Description of the task:
Quote the data below in full, minus the images.
++++ Dataset excerpt
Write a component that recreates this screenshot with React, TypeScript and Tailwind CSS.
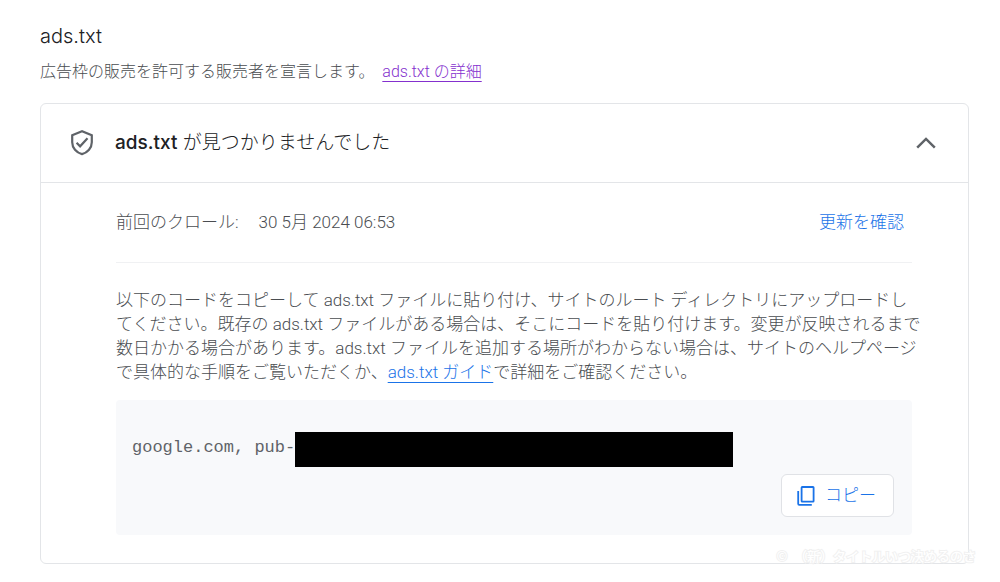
import { useState } from "react";

const publisherPrefix = "google.com, pub-";

function ShieldCheckIcon() {
  return (
    <svg viewBox="0 0 24 28" className="h-7 w-6 shrink-0" fill="none" stroke="#5f6368" strokeWidth="2.2">
      <path d="M12 2.2 2.2 6.2v7c0 5.6 4.2 10.4 9.8 11.9 5.6-1.5 9.8-6.3 9.8-11.9v-7L12 2.2z" />
      <path d="m6.6 13.8 3.5 3.5 7.4-8" />
    </svg>
  );
}

function ChevronUpIcon() {
  return (
    <svg viewBox="0 0 20 12" className="h-3 w-5" fill="none" stroke="#5f6368" strokeWidth="2.5">
      <path d="M1.2 10.6 10 1.9l8.8 8.7" />
    </svg>
  );
}

function CopyIcon() {
  return (
    <svg viewBox="0 0 18 20" className="h-5 w-[18px]" fill="none" stroke="#1a73e8" strokeWidth="1.8">
      <rect x="4.6" y="1" width="12" height="14.6" rx="0.6" />
      <path d="M1.2 5v12.8c0 .6.4 1 1 1h12.6" />
    </svg>
  );
}

export default function App() {
  const [open, setOpen] = useState(true);

  return (
    <main className="relative min-h-screen bg-white pt-6 pr-[31px] pb-4 pl-10 font-['Roboto','Noto_Sans_CJK_JP',sans-serif] text-[17px] font-light text-[#4a4d51]">
      <h1 className="font-['Inter','Noto_Sans_CJK_JP',sans-serif] text-xl leading-6 font-light text-[#202124]">
        ads.txt
      </h1>
      <p className="mt-3 text-base leading-6">
        広告枠の販売を許可する販売者を宣言します。{" "}
        <a href="#details" className="ml-1 text-[#8430ce] underline underline-offset-4">
          ads.txt の詳細
        </a>
      </p>

      <section className="mt-[19px] rounded-md border border-[#e3e5e8]">
        <h2>
          <button
            type="button"
            aria-expanded={open}
            onClick={() => setOpen(!open)}
            className="flex h-[78px] w-full items-center pr-8 pl-[29px] text-left font-['Inter','Noto_Sans_CJK_JP',sans-serif] text-[19px] text-[#202124]"
          >
            <ShieldCheckIcon />
            <span className="ml-[21px] flex-1">
              <span className="font-medium">ads.txt</span> が見つかりませんでした
            </span>
            <ChevronUpIcon />
          </button>
        </h2>

        {open && (
          <div className="border-t border-[#e3e5e8] pr-14 pb-7 pl-[75px]">
            <div className="flex h-20 items-center border-b border-[#f0f1f3] pr-2">
              <span>前回のクロール:</span>
              <time dateTime="2024-05-30T06:53" className="ml-5">
                30 5月 2024 06:53
              </time>
              <button type="button" className="ml-auto text-[#1a73e8]">
                更新を確認
              </button>
            </div>

            <p className="mt-[25px] leading-6 whitespace-nowrap">
              以下のコードをコピーして ads.txt ファイルに貼り付け、サイトのルート ディレクトリにアップロードし
              <br />
              てください。既存の ads.txt ファイルがある場合は、そこにコードを貼り付けます。変更が反映されるまで
              <br />
              数日かかる場合があります。ads.txt ファイルを追加する場所がわからない場合は、サイトのヘルプページ
              <br />
              で具体的な手順をご覧いただくか、
              <a href="#guide" className="text-[#1a73e8] underline underline-offset-4">
                ads.txt ガイド
              </a>
              で詳細をご確認ください。
            </p>

            <div className="mt-4 rounded bg-[#f8f9fb] pt-8 pr-[18px] pb-[18px] pl-4">
              <div className="flex h-[35px]">
                <code className="font-['Liberation_Mono',monospace] text-[17px] leading-8 font-normal whitespace-pre text-[#5f6368]">
                  {publisherPrefix}
                </code>
                <span className="h-full w-[438px] bg-black" />
              </div>
              <div className="mt-[7px] flex justify-end">
                <button
                  type="button"
                  className="flex h-[43px] items-center gap-2.5 rounded-md border border-[#e0e2e6] bg-white pr-[17px] pl-[15px] text-[#1a73e8]"
                >
                  <CopyIcon />
                  コピー
                </button>
              </div>
            </div>
          </div>
        )}
      </section>

      <small className="absolute right-6 bottom-4 font-['Noto_Sans_CJK_JP',sans-serif] text-[13px] leading-5 font-medium whitespace-pre text-white [-webkit-text-stroke:2px_#f1f1f1] [paint-order:stroke]">
        ©　（新）タイトルいつ決めるのさ
      </small>
    </main>
  );
}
++++++++
Reply to the task:
Write a component that recreates this screenshot with React, TypeScript and Tailwind CSS.
import { useState } from "react";

const publisherPrefix = "google.com, pub-";

function ShieldCheckIcon() {
  return (
    <svg viewBox="0 0 24 28" className="h-7 w-6 shrink-0" fill="none" stroke="#5f6368" strokeWidth="2.2">
      <path d="M12 2.2 2.2 6.2v7c0 5.6 4.2 10.4 9.8 11.9 5.6-1.5 9.8-6.3 9.8-11.9v-7L12 2.2z" />
      <path d="m6.6 13.8 3.5 3.5 7.4-8" />
    </svg>
  );
}

function ChevronUpIcon() {
  return (
    <svg viewBox="0 0 20 12" className="h-3 w-5" fill="none" stroke="#5f6368" strokeWidth="2.5">
      <path d="M1.2 10.6 10 1.9l8.8 8.7" />
    </svg>
  );
}

function CopyIcon() {
  return (
    <svg viewBox="0 0 18 20" className="h-5 w-[18px]" fill="none" stroke="#1a73e8" strokeWidth="1.8">
      <rect x="4.6" y="1" width="12" height="14.6" rx="0.6" />
      <path d="M1.2 5v12.8c0 .6.4 1 1 1h12.6" />
    </svg>
  );
}

export default function App() {
  const [open, setOpen] = useState(true);

  return (
    <main className="relative min-h-screen bg-white pt-6 pr-[31px] pb-4 pl-10 font-['Roboto','Noto_Sans_CJK_JP',sans-serif] text-[17px] font-light text-[#4a4d51]">
      <h1 className="font-['Inter','Noto_Sans_CJK_JP',sans-serif] text-xl leading-6 font-light text-[#202124]">
        ads.txt
      </h1>
      <p className="mt-3 text-base leading-6">
        広告枠の販売を許可する販売者を宣言します。{" "}
        <a href="#details" className="ml-1 text-[#8430ce] underline underline-offset-4">
          ads.txt の詳細
        </a>
      </p>

      <section className="mt-[19px] rounded-md border border-[#e3e5e8]">
        <h2>
          <button
            type="button"
            aria-expanded={open}
            onClick={() => setOpen(!open)}
            className="flex h-[78px] w-full items-center pr-8 pl-[29px] text-left font-['Inter','Noto_Sans_CJK_JP',sans-serif] text-[19px] text-[#202124]"
          >
            <ShieldCheckIcon />
            <span className="ml-[21px] flex-1">
              <span className="font-medium">ads.txt</span> が見つかりませんでした
            </span>
            <ChevronUpIcon />
          </button>
        </h2>

        {open && (
          <div className="border-t border-[#e3e5e8] pr-14 pb-7 pl-[75px]">
            <div className="flex h-20 items-center border-b border-[#f0f1f3] pr-2">
              <span>前回のクロール:</span>
              <time dateTime="2024-05-30T06:53" className="ml-5">
                30 5月 2024 06:53
              </time>
              <button type="button" className="ml-auto text-[#1a73e8]">
                更新を確認
              </button>
            </div>

            <p className="mt-[25px] leading-6 whitespace-nowrap">
              以下のコードをコピーして ads.txt ファイルに貼り付け、サイトのルート ディレクトリにアップロードし
              <br />
              てください。既存の ads.txt ファイルがある場合は、そこにコードを貼り付けます。変更が反映されるまで
              <br />
              数日かかる場合があります。ads.txt ファイルを追加する場所がわからない場合は、サイトのヘルプページ
              <br />
              で具体的な手順をご覧いただくか、
              <a href="#guide" className="text-[#1a73e8] underline underline-offset-4">
                ads.txt ガイド
              </a>
              で詳細をご確認ください。
            </p>

            <div className="mt-4 rounded bg-[#f8f9fb] pt-8 pr-[18px] pb-[18px] pl-4">
              <div className="flex h-[35px]">
                <code className="font-['Liberation_Mono',monospace] text-[17px] leading-8 font-normal whitespace-pre text-[#5f6368]">
                  {publisherPrefix}
                </code>
                <span className="h-full w-[438px] bg-black" />
              </div>
              <div className="mt-[7px] flex justify-end">
                <button
                  type="button"
                  className="flex h-[43px] items-center gap-2.5 rounded-md border border-[#e0e2e6] bg-white pr-[17px] pl-[15px] text-[#1a73e8]"
                >
                  <CopyIcon />
                  コピー
                </button>
              </div>
            </div>
          </div>
        )}
      </section>

      <small className="absolute right-6 bottom-4 font-['Noto_Sans_CJK_JP',sans-serif] text-[13px] leading-5 font-medium whitespace-pre text-white [-webkit-text-stroke:2px_#f1f1f1] [paint-order:stroke]">
        ©　（新）タイトルいつ決めるのさ
      </small>
    </main>
  );
}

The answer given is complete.